Set the listing down unchanged, minus every embedded image.

* Supplied material

## start

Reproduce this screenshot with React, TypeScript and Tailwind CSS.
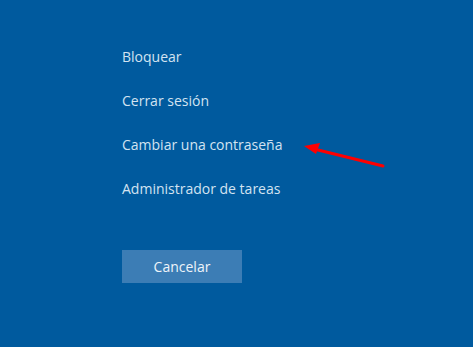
export default function App() {
  const items = ['Bloquear', 'Cerrar sesión', 'Cambiar una contraseña', 'Administrador de tareas']

  return (
    <div className="relative w-[473px] h-[347px] bg-[#005a9e] overflow-hidden font-['Open_Sans','Noto_Sans',sans-serif]">
      <div className="flex flex-col pl-[122px] pt-[46px]">
        {items.map((label) => (
          <div key={label} className="h-[44px] text-[14px] leading-[22px] text-[#d3e3f1]">
            {label}
          </div>
        ))}
        <button
          type="button"
          className="mt-[28px] w-[120px] h-[33px] bg-[#3c7db5] text-[14px] text-[#eef4fa]"
        >
          Cancelar
        </button>
      </div>

      {/* red annotation arrow */}
      <svg className="absolute left-0 top-0" width="473" height="347" viewBox="0 0 473 347">
        <line x1="383" y1="166" x2="314" y2="149" stroke="#ff0000" strokeWidth="3" strokeLinecap="round" />
        <polygon points="304,146 320,143 316,154" fill="#ff0000" />
      </svg>
    </div>
  )
}
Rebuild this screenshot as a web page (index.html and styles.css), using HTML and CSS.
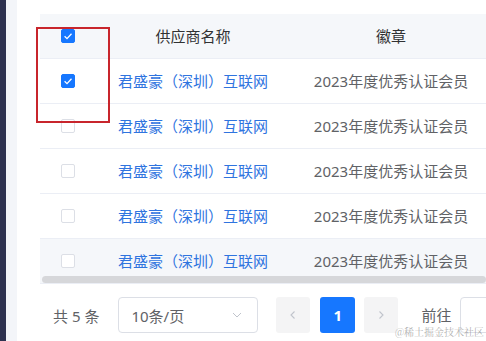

## end

* Answer to this exercise
Reproduce this screenshot with React, TypeScript and Tailwind CSS.
export default function App() {
  const items = ['Bloquear', 'Cerrar sesión', 'Cambiar una contraseña', 'Administrador de tareas']

  return (
    <div className="relative w-[473px] h-[347px] bg-[#005a9e] overflow-hidden font-['Open_Sans','Noto_Sans',sans-serif]">
      <div className="flex flex-col pl-[122px] pt-[46px]">
        {items.map((label) => (
          <div key={label} className="h-[44px] text-[14px] leading-[22px] text-[#d3e3f1]">
            {label}
          </div>
        ))}
        <button
          type="button"
          className="mt-[28px] w-[120px] h-[33px] bg-[#3c7db5] text-[14px] text-[#eef4fa]"
        >
          Cancelar
        </button>
      </div>

      {/* red annotation arrow */}
      <svg className="absolute left-0 top-0" width="473" height="347" viewBox="0 0 473 347">
        <line x1="383" y1="166" x2="314" y2="149" stroke="#ff0000" strokeWidth="3" strokeLinecap="round" />
        <polygon points="304,146 320,143 316,154" fill="#ff0000" />
      </svg>
    </div>
  )
}
Rebuild this screenshot as a web page (index.html and styles.css), using HTML and CSS.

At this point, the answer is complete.